Pemerintah Takashima mengadopsi strategi pertumbuhan bertahap: awalnya meningkatkan sektor pariwisata dan acara-acara budaya, kemudian mengembangkan industri berbasis pengetahuan dan mendukung para insinyur, serta akhirnya mendukung startup dan menarik kantor pusat perusahaan. 


“Saya sangat percaya bahwa selalu ada peluang untuk sukses dalam situasi genting.


“Setiap krisis, jika dilihat dari perspektif berbeda, bisa menjadi kesempatan untuk menciptakan sistem baru atau menghasilkan nilai baru,” jelasnya, menekankan pentingnya pemimpin memberi contoh bagi staf dengan secara aktif menunjukkan bagaimana mengubah kesulitan menjadi kekuatan melalui tindakan mereka. 


Takashima berbagi analogi menanam pohon untuk dipetik kemudian oleh generasi berikutnya, yang pertama kali dirujuk oleh Menteri Pembangunan Nasional Singapura, Chee Hong Tat, ketika Takashima menghadiri World Cities Summit. 


 “Sebagai pemimpin dan pemerintah, kita harus bertindak sekarang agar generasi mendatang bisa menikmati hasil usaha kita. Saya sepenuhnya setuju dengan pernyataan ini,” refleksinya. 

2. Dorong budaya pemecahan masalah di seluruh masyarakat 


“Sebuah masyarakat di mana mereka yang menghadapi tantangan dihormati, harus dimulai di sini,” kata Takashima meringkas visi kotanya.


Ia berharap kota Fukuoka bisa menjadi contoh masyarakat yang menghormati warga, bisnis, dan pegawai negeri yang mengambil tantangan. 


Setelah menghadapi kekeringan parah dan banjir perkotaan, dua krisis air yang kontras, kota Fukuoka harus menerapkan perencanaan kota yang fleksibel, artinya bergerak melampaui strategi konvensional. 


Fukuoka menerapkan filosofi ini setelah banjir parah pada 1999 dan 2003. 
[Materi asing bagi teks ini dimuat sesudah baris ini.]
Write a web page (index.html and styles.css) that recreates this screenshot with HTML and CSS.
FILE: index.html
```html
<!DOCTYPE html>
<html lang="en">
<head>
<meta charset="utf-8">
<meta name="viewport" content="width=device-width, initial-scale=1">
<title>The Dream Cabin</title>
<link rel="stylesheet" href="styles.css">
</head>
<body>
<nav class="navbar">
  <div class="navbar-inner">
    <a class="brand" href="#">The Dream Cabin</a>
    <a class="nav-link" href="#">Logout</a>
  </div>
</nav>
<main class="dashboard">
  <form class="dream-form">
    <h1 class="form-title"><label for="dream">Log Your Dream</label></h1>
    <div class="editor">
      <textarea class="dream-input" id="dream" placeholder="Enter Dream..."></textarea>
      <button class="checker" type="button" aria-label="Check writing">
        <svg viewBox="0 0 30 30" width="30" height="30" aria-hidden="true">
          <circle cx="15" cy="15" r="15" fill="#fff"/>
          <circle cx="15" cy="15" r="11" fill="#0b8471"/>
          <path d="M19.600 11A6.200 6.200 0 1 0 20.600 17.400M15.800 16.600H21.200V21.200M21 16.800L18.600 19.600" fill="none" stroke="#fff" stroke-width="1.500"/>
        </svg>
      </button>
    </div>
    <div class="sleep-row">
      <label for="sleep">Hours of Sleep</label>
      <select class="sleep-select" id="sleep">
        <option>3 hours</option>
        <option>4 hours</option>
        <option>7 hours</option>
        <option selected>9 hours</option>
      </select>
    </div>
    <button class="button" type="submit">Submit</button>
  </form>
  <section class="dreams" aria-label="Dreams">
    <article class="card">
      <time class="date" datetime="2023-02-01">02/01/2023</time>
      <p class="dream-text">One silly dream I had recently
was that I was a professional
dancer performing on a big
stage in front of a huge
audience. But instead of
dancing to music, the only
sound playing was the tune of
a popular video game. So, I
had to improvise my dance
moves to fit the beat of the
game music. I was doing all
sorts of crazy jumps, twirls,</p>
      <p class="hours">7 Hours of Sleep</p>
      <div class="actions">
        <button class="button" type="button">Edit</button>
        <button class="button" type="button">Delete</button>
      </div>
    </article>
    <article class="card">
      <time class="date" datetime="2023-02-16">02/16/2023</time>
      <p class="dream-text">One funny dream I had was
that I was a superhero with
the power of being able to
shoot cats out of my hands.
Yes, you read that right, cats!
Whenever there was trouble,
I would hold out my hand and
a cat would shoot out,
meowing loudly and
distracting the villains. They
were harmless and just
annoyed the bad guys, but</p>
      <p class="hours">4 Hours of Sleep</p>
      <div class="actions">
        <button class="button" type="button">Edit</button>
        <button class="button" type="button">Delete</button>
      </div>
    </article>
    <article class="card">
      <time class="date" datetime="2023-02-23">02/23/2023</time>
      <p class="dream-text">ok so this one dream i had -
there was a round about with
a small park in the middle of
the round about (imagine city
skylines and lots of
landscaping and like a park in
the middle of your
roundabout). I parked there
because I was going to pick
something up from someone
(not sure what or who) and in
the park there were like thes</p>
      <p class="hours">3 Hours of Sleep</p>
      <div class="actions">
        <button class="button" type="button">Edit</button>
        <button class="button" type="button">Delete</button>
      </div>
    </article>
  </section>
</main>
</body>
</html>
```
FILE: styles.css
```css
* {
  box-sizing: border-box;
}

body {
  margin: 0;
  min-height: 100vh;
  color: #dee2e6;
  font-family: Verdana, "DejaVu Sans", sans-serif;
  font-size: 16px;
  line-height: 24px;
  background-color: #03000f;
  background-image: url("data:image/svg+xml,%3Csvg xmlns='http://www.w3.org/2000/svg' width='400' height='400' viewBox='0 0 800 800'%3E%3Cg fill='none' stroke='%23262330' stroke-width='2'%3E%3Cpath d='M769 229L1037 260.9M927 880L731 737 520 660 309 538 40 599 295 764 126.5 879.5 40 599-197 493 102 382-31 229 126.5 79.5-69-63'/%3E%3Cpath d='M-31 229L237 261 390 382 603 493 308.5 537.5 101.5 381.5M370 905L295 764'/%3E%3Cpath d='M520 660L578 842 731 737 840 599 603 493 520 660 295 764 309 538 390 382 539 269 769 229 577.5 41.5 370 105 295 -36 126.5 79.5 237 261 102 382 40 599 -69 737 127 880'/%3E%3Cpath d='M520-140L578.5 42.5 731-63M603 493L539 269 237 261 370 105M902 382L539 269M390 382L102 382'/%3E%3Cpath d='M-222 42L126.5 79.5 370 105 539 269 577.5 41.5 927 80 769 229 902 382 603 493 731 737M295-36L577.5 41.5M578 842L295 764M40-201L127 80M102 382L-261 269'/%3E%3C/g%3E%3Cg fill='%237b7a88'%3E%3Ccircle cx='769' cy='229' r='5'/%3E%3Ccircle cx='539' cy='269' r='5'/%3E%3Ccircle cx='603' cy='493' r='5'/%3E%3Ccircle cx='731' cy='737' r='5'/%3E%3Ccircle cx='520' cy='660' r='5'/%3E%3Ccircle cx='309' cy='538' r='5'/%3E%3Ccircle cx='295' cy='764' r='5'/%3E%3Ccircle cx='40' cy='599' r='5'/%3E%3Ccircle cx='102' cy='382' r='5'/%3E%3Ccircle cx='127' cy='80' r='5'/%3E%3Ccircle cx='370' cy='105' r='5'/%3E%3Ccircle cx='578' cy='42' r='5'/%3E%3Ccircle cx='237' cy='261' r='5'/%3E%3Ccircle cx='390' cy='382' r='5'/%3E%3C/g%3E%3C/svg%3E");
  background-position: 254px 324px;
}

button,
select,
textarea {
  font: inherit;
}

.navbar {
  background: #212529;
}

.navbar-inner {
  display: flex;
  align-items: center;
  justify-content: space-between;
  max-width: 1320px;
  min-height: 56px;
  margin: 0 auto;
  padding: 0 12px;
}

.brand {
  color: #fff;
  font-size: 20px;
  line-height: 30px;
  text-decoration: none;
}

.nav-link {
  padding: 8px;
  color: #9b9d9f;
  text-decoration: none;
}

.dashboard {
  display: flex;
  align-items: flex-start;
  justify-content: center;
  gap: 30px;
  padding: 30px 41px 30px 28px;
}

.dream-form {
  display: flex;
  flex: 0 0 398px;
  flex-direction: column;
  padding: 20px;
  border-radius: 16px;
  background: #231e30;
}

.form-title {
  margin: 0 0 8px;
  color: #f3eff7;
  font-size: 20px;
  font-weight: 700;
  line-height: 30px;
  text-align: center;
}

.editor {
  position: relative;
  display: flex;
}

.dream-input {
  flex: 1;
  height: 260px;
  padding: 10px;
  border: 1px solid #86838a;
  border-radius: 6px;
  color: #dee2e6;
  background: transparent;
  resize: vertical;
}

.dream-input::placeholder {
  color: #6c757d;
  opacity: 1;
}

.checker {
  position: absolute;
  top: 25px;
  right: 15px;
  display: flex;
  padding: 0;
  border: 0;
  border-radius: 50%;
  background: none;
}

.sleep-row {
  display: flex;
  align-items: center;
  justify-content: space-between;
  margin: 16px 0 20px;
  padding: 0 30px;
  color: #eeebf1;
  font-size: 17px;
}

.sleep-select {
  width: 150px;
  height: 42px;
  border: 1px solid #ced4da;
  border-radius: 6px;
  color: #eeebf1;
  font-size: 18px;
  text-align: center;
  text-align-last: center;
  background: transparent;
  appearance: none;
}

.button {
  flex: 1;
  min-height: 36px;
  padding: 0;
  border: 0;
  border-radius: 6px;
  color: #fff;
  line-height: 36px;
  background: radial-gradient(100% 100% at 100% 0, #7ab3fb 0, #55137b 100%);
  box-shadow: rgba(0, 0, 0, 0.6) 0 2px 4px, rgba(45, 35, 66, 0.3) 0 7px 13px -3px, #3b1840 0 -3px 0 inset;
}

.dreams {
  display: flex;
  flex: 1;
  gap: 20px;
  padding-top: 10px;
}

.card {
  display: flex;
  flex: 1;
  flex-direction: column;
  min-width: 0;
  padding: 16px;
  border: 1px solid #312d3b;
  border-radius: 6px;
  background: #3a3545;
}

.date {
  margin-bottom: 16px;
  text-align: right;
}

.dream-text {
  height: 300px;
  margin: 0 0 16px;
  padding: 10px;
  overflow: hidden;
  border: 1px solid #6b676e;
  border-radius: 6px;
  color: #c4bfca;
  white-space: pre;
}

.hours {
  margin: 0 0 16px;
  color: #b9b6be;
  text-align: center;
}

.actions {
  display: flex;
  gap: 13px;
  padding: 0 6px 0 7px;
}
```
Dari bencana ini, kota tidak hanya meningkatkan standar desain sistem drainase, tetapi juga memperkenalkan infrastruktur baru seperti fasilitas penyimpanan dan infiltrasi, termasuk fasilitas besar yang selesai pada 2006 dengan kapasitas yang mampu menampung 30.000 ton air. 


Pendekatan multifaset dalam pengelolaan air ini terbukti efektif pada 2009 ketika wilayah yang ditargetkan tidak mengalami banjir besar. 
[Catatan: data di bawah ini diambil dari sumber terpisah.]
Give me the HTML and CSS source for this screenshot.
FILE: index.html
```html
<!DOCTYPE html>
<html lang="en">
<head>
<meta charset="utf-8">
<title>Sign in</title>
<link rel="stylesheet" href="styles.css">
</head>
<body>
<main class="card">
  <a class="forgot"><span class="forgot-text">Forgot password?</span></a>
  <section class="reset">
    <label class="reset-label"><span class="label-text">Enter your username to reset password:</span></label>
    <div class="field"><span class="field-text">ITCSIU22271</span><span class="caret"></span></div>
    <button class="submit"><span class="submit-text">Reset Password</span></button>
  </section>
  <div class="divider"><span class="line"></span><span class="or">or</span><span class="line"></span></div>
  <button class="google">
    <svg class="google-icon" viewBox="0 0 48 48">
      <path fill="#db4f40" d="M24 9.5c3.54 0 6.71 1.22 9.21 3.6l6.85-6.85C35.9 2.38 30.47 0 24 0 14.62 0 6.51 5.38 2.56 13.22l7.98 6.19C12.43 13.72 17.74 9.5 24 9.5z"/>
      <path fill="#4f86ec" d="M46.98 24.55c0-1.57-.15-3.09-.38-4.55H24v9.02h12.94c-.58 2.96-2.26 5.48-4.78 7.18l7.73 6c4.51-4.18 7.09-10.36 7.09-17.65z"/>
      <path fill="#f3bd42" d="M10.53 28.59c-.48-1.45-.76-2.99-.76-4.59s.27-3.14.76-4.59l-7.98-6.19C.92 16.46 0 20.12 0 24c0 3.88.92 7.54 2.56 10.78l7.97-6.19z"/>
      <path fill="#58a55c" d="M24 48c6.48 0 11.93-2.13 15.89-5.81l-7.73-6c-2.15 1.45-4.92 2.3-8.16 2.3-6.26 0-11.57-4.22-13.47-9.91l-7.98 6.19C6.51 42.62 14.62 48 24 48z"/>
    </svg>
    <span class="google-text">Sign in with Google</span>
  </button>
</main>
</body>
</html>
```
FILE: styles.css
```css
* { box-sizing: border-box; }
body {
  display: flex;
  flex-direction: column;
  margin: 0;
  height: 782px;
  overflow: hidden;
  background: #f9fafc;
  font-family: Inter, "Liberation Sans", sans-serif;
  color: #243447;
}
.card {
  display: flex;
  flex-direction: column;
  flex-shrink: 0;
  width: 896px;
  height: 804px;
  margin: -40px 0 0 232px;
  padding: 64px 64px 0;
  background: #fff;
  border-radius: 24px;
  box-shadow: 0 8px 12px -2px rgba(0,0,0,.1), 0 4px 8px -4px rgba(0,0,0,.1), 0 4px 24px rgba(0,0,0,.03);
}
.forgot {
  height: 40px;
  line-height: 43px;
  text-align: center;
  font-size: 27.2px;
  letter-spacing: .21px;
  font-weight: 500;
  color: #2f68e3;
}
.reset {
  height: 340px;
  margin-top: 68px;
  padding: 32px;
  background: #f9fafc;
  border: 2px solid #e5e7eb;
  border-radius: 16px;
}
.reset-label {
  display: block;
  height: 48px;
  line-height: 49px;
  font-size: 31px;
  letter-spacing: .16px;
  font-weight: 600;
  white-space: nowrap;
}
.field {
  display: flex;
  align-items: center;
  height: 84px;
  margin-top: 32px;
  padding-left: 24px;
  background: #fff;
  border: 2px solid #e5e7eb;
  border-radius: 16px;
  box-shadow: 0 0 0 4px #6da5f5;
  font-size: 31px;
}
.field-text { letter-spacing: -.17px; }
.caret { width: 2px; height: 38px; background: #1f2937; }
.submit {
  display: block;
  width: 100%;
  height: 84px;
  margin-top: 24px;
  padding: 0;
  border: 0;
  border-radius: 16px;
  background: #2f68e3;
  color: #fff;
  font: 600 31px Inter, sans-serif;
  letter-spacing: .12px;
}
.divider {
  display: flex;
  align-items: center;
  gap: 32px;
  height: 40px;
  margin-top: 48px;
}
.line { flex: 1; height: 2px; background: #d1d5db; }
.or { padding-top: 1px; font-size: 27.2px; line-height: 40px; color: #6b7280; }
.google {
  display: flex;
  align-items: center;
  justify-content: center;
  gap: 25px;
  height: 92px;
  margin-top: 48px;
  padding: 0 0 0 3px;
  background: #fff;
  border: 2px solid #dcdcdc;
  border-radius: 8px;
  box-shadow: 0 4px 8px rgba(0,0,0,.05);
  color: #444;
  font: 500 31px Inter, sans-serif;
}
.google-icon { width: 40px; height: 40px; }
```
Takashima memandang keberhasilan ini sebagai pelajaran kepemimpinan. 


Karena inovasi secara inheren menantang, pemimpin perkotaan harus menunjukkan keberanian dan membangun budaya yang memberdayakan pegawai negeri untuk “mencari solusi di luar metode konvensional,” katanya. 


Hal ini dicapai sebagian dengan mengumpulkan dan secara aktif membagikan studi kasus yang sukses kepada warga dan bisnis. 


Pada 2018, kota juga meluncurkan layanan satu atap untuk kemitraan publik-swasta yang dikenal sebagai mirai@, yang bertujuan mendukung upaya sektor swasta dalam menangani masalah sosial. Saat ini, kota menggabungkan kecerdasan buatan (AI), Internet of Things (IoT), serta citra satelit untuk deteksi kebocoran air. 


Selain mengidentifikasi kebocoran yang sebelumnya tidak terdeteksi, ini memungkinkan perbaikan cepat dan mencegah kerusakan sekunder seperti jalan ambruk.  

3. Rayakan pemenang dan dorong eksperimen  


Prinsip penting lain bagi Takashima adalah mendukung mereka yang menghadapi tantangan.  

“Saya menghargai pepatah: Lawan dari kesuksesan bukanlah kegagalan, melainkan tidak mencoba,” katanya, menekankan bahwa kegagalan tetap merupakan langkah maju.


Untuk menciptakan masyarakat yang menghadapi tantangan, pemimpin perlu mendorong, mendukung, dan menghormati mereka yang berani mengambil risiko, jelasnya.  


Pengelolaan air perkotaan, seperti tantangan sektor publik lainnya, bukanlah masalah yang bisa diselesaikan sekali dan untuk selamanya.  


“Masalah baru terus muncul dari waktu ke waktu. Sangat penting bagi pemerintah untuk cepat mendeteksi tantangan ini, mengkomunikasikannya dengan jelas kepada publik, dan bekerja sama dengan warga untuk menemukan solusi,” katanya. 


Takashima terus menjadi pembelajar yang antusias, hampir setiap tahun sejak 2013 berpartisipasi dalam World Cities Summit. 


Saat ia mempresentasikan upaya Fukuoka dalam membangun kota yang sadar air, ia juga terinspirasi dan mengambil pelajaran dari kota lain.  


Merujuk pada proyek pengendalian banjir Wina yang melibatkan Sungai Danube, ia berkata: “Ini tidak hanya memperkuat ketahanan bencana kota, tetapi juga menciptakan ruang rekreasi baru bagi warga – contoh luar biasa bagaimana mengubah krisis menjadi peluang.” 


Meskipun lingkungan perkotaan berbeda, misi inti pemerintah bersifat universal. 


“Dengan berbagi pengetahuan dan pengalaman antar kota di dunia, kita dapat meningkatkan efisiensi layanan dan memperkuat kolaborasi untuk mengatasi tantangan bersama,” katanya.